If you’re interested, stories of the Wollen and Sorenson families can found in a history book published in the mid nineties (Viking in Progress).  I would be glad to send them it if you would like.

 

Have a great day, and good to hear from our relatives in the USA.

Merry Christmas, and all the best in 2007

 

Alvin Sorenson

Viking, AB Canada

 

 

Update October 10, 2007
Let Me Tell You a Snow Drift Tale About My Father (Vernon E. Jensen)

After leaving the family farm following World War II, my father commenced driving gasoline transports in his cousin Martin's  business that owned a chain of D-X Stations and Bulk Plants in small towns in northern Iowa and Southern Minnesota (but mostly in Iowa). Eventually he bought into this "jobbering" corporation and became the territory manager of the entire operation.

Once he got caught in a whiteout on Highway 169 between Humboldt and Algona.
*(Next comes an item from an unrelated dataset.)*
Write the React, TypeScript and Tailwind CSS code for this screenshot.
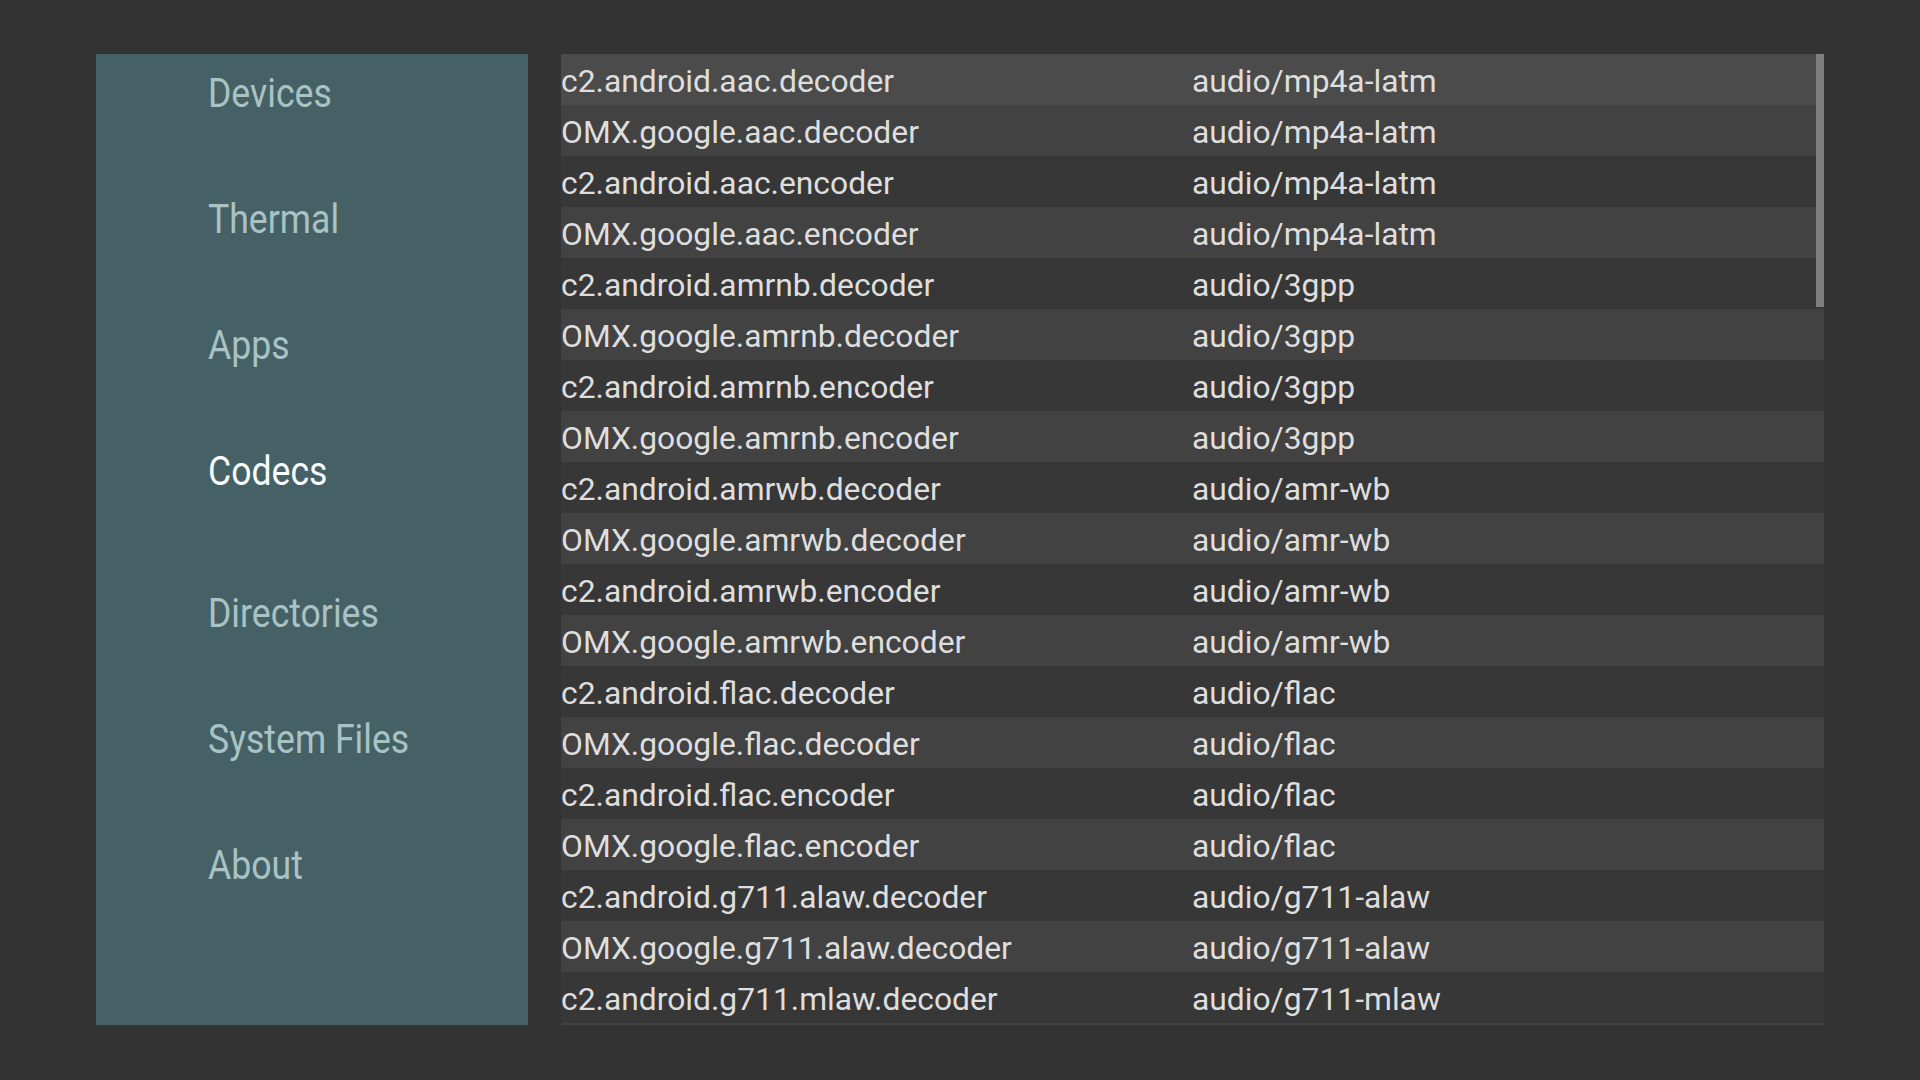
import React from "react";

const rows: [string, string][] = [
  ["c2.android.aac.decoder", "audio/mp4a-latm"],
  ["OMX.google.aac.decoder", "audio/mp4a-latm"],
  ["c2.android.aac.encoder", "audio/mp4a-latm"],
  ["OMX.google.aac.encoder", "audio/mp4a-latm"],
  ["c2.android.amrnb.decoder", "audio/3gpp"],
  ["OMX.google.amrnb.decoder", "audio/3gpp"],
  ["c2.android.amrnb.encoder", "audio/3gpp"],
  ["OMX.google.amrnb.encoder", "audio/3gpp"],
  ["c2.android.amrwb.decoder", "audio/amr-wb"],
  ["OMX.google.amrwb.decoder", "audio/amr-wb"],
  ["c2.android.amrwb.encoder", "audio/amr-wb"],
  ["OMX.google.amrwb.encoder", "audio/amr-wb"],
  ["c2.android.flac.decoder", "audio/flac"],
  ["OMX.google.flac.decoder", "audio/flac"],
  ["c2.android.flac.encoder", "audio/flac"],
  ["OMX.google.flac.encoder", "audio/flac"],
  ["c2.android.g711.alaw.decoder", "audio/g711-alaw"],
  ["OMX.google.g711.alaw.decoder", "audio/g711-alaw"],
  ["c2.android.g711.mlaw.decoder", "audio/g711-mlaw"],
];

const menu = ["Devices", "Thermal", "Apps", "Codecs", "Directories", "System Files", "About"];

export default function App() {
  return (
    <div
      className="w-[1920px] h-[1080px] bg-[#333333] flex items-start pt-[54px] pl-[96px] gap-[33px]"
      style={{ fontFamily: "Roboto, 'Noto Sans', sans-serif" }}
    >
      <div className="w-[432px] h-[971px] bg-[#456166] flex flex-col pt-[20px] pl-[112px]">
        {menu.map((m) => {
          const active = m === "Codecs";
          return (
            <div
              key={m}
              className={
                active
                  ? "h-[142px] text-[40px] leading-[40px] text-[#f7fbfb]"
                  : "h-[126px] text-[40px] leading-[40px] text-[#a9c3c4]"
              }
            >
              <span className="inline-block origin-left scale-x-[0.89] whitespace-nowrap">{m}</span>
            </div>
          );
        })}
      </div>
      <div className="relative w-[1263px] h-[971px] overflow-hidden">
        {rows.map(([name, mime], i) => {
          const bg = i === 0 ? "bg-[#4b4b4b]" : i % 2 === 1 ? "bg-[#424242]" : "bg-[#373737]";
          return (
            <div
              key={i}
              className={`${bg} h-[51px] grid grid-cols-[631px_1fr] pt-[4px] text-[31.8px] leading-[46px] text-[#dedede] whitespace-nowrap`}
            >
              <span>{name}</span>
              <span>{mime}</span>
            </div>
          );
        })}
        <div className="h-[51px] bg-[#424242]" />
        <div className="absolute right-0 top-0 w-[8px] h-[253px] bg-[#7f7f7f]" />
      </div>
    </div>
  );
}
Although he was only about 16 miles from home, the wind-whipped drifts of snow made it impossible for the car to move in any direction. He was then faced with a dilemma of staying in the car (where he might freeze in the night) or walk for help. He commenced walking and soon discovered that the winds made this storm a complete "whiteout" known well to people living in the parts of the nation that have high winds and deep snow. --- http://en.wikipedia.org/wiki/Whiteout_%28weather%29
He could not even find his tracks leading back to his car.

It is somewhat common for people to die in whiteouts. For example, a woman facing a similar situation between Whittimore and Algona was found dead in a corn field two days after she abandoned her car.

My father soon realized he'd made a terrible mistake.  He discovered that he was in a field and could no longer even find the road. Suddenly, out of nowhere, a dog appeared. The dog commenced to pull on my father's trousers but not in the context of anger or play. The dog was trying to lead my dad in a particular direction. Having no better option my father followed the dog. The dog moved ahead a few feet at a time, always staying visible to my father in the whiteout.

At last the shadowy outline of a barn roof appeared. The dog led my father to a farm. My father was somewhat acquainted with the folks that lived on this farm. Dad phoned my mother and reported where he was forced to spend the night. In fact he had to stay two nights with his good hosts.